GG — In “Forgotten in Death” you conjure an absurd cemetery with trees, lanes, a sculpture of a cigarette butt, a gondola, and a grand yellow squash and then — after all this imaginative play, you write, “Suddenly I am very small.” You go on to ask, “Is there anything more melancholy” than a page of “printed ephemera, language lying in the street … ” and imagine a “home for aged prose, where, before it is forgotten in death, it can sit outside in the world along the adjacent lanes and consider the life of the page that might have lived in another place and time, under other circumstances.” Are not all these fragments of text, lost or discarded objects — there is a crucial difference, you remind us between those two! — metaphors for our own ephemeral existences? Your book asks the question — what will remain of us? Who will care to pick up the traces, interpret the signs, answer our invitations across time and space. Isn’t your book about death?

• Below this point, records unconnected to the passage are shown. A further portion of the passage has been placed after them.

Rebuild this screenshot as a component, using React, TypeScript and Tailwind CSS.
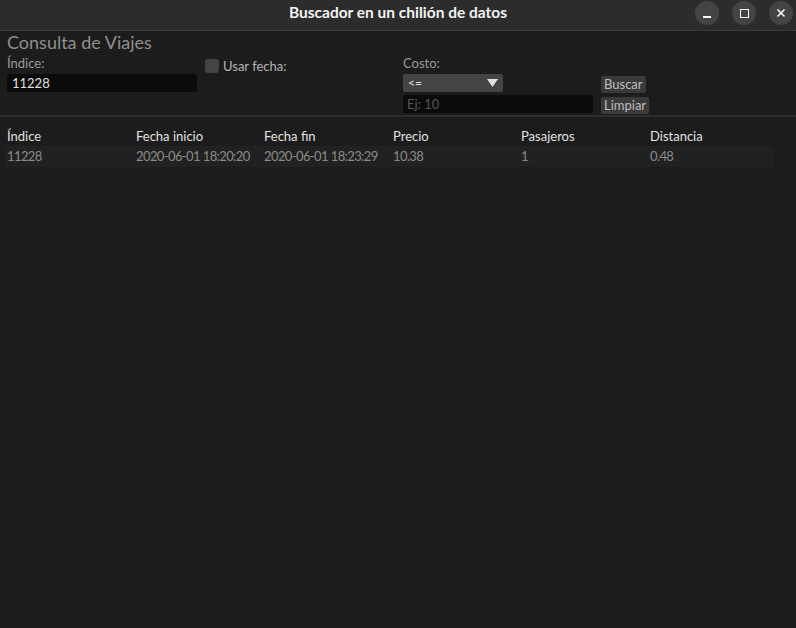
import React from "react";

const font = { fontFamily: "Lato, 'Noto Sans', sans-serif" };

export default function App() {
  const cols = ["Índice", "Fecha inicio", "Fecha fin", "Precio", "Pasajeros", "Distancia"];
  const row = ["11228", "2020-06-01 18:20:20", "2020-06-01 18:23:29", "10.38", "1", "0.48"];
  const widths = ["w-[129px]", "w-[128px]", "w-[129px]", "w-[128px]", "w-[129px]", "w-[122px]"];
  return (
    <div className="w-[796px] h-[628px] bg-[#1c1c1c] flex flex-col overflow-hidden" style={font}>
      {/* Title bar */}
      <div className="h-[31px] bg-[#2c2c2c] border-b border-[#3a3a3a] flex items-center relative shrink-0">
        <div className="flex-1 text-center text-[15.5px] font-bold text-[#f2f2f2] leading-none mb-[4px]">
          Buscador en un chilión de datos
        </div>
        <div className="absolute right-[3px] top-[1px] flex gap-[13px]">
          <div className="w-[24px] h-[24px] rounded-full bg-[#444] flex items-center justify-center">
            <div className="w-[8px] h-[1.5px] bg-white mt-[8px]" />
          </div>
          <div className="w-[24px] h-[24px] rounded-full bg-[#444] flex items-center justify-center">
            <div className="w-[9px] h-[9px] border-[1.5px] border-white" />
          </div>
          <div className="w-[24px] h-[24px] rounded-full bg-[#444] flex items-center justify-center">
            <svg width="10" height="10" viewBox="0 0 10 10">
              <path d="M1.5 1.5 L8.5 8.5 M8.5 1.5 L1.5 8.5" stroke="white" strokeWidth="1.5" />
            </svg>
          </div>
        </div>
      </div>

      {/* Form area */}
      <div className="pl-[7px]">
        <div className="text-[18px] text-[#8f8f8f] leading-[22px]">Consulta de Viajes</div>
        <div className="flex">
          <div className="w-[198px] flex flex-col">
            <div className="text-[13px] text-[#9a9a9a] leading-[16px] mt-[2px]">Índice:</div>
            <div className="mt-[3px] w-[190px] h-[18px] bg-[#0b0b0b] rounded-[2px] text-[13px] text-[#e0e0e0] pl-[5px] leading-[18px]">
              11228
            </div>
          </div>
          <div className="w-[198px] flex items-start pt-[6px]">
            <div className="w-[14px] h-[14px] rounded-[3px] bg-[#444]" />
            <div className="ml-[4px] text-[13px] text-[#b5b5b5] leading-[14px]">Usar fecha:</div>
          </div>
          <div className="w-[198px] flex flex-col">
            <div className="text-[13px] text-[#9a9a9a] leading-[16px] mt-[2px]">Costo:</div>
            <div className="mt-[3px] w-[100px] h-[18px] bg-[#444] rounded-[2px] flex items-center justify-between px-[5px]">
              <span className="text-[12px] text-[#e0e0e0] leading-none">&lt;=</span>
              <svg width="11" height="8" viewBox="0 0 11 8">
                <path d="M0 0 L11 0 L5.5 8 Z" fill="#e0e0e0" />
              </svg>
            </div>
            <div className="mt-[3px] w-[190px] h-[18px] bg-[#0b0b0b] rounded-[2px] text-[13px] text-[#555] pl-[4px] leading-[18px]">
              Ej: 10
            </div>
          </div>
          <div className="flex flex-col items-start pt-[23px] gap-[4px]">
            <div className="h-[17px] px-[3px] bg-[#3a3a3a] rounded-[2px] text-[13px] text-[#bdbdbd] leading-[17px]">Buscar</div>
            <div className="h-[17px] px-[3px] bg-[#3a3a3a] rounded-[2px] text-[13px] text-[#bdbdbd] leading-[17px]">Limpiar</div>
          </div>
        </div>
      </div>

      <div className="mt-[1px] h-[2px] bg-[#2e2e2e]" />

      {/* Table */}
      <div className="pl-[5px] pt-[10px] w-[773px]">
        <div className="flex pl-[2px] h-[18px] items-center">
          {cols.map((c, i) => (
            <div key={c} className={`${widths[i]} shrink-0 text-[13px] text-[#e0e0e0] leading-none`}>{c}</div>
          ))}
        </div>
        <div className="flex pl-[2px] h-[21px] items-center bg-[#212121] mt-[1px]">
          {row.map((c, i) => (
            <div key={i} className={`${widths[i]} shrink-0 text-[13px] tracking-[-0.6px] text-[#8a8a8a] leading-none`}>{c}</div>
          ))}
        </div>
      </div>
    </div>
  );
}
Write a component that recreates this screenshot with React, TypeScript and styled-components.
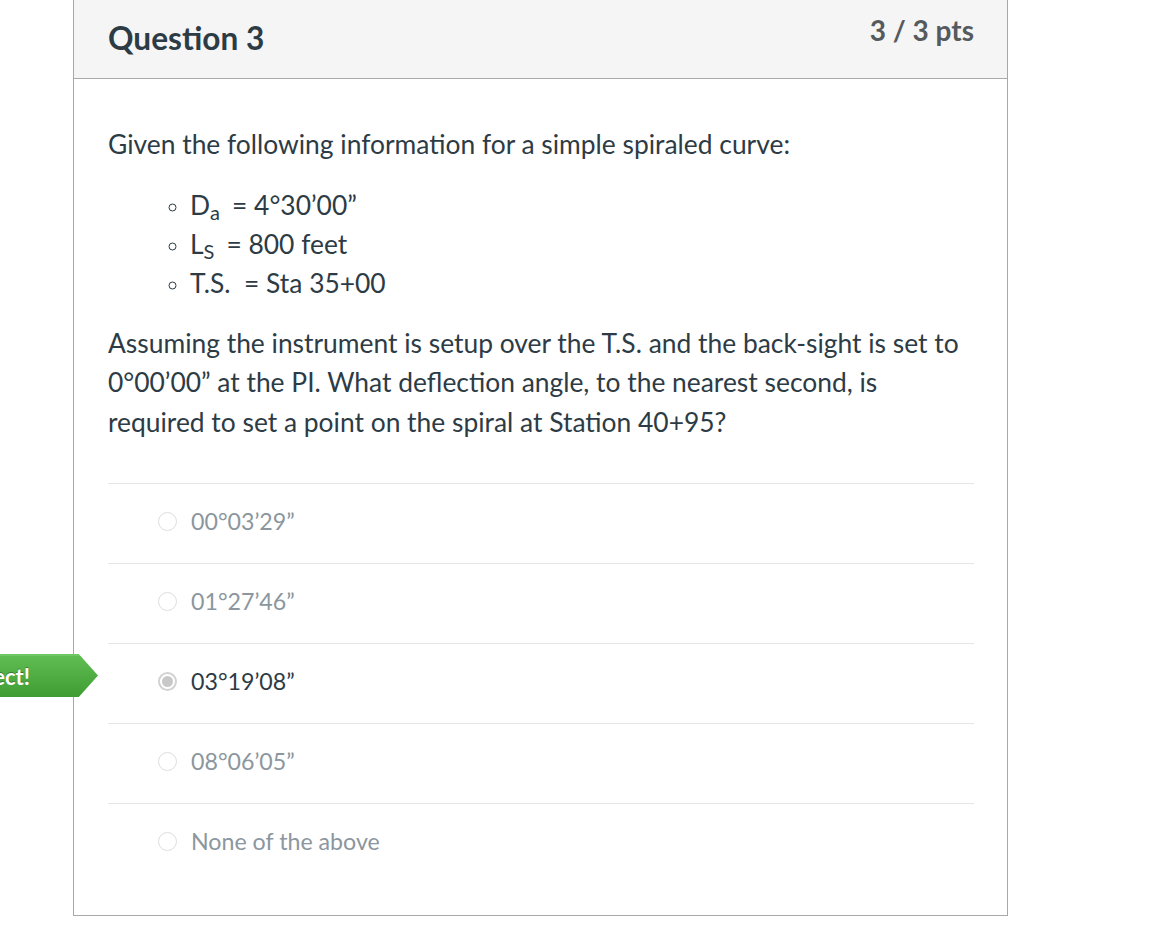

DL — I think that’s a fascinating reading. I’m looking forward to reading the book myself and seeing if you’re right. Seriously, though, I wouldn’t begin to argue with the idea that anything I’ve written is death-haunted.
GG — Everyone who reads this book will be attracted to different aspects of it and have different questions. Is there something I didn’t ask that you would like to be asked about?
DL — Here are some questions you haven’t asked — Why did you feel the need to make a list before you saw your psychiatrist near the Dell’Artiste café? Did you ever try to locate any of the objects’ parents? No!! Do we have any response to handwritten texts that differs in kind to printed texts? Yes!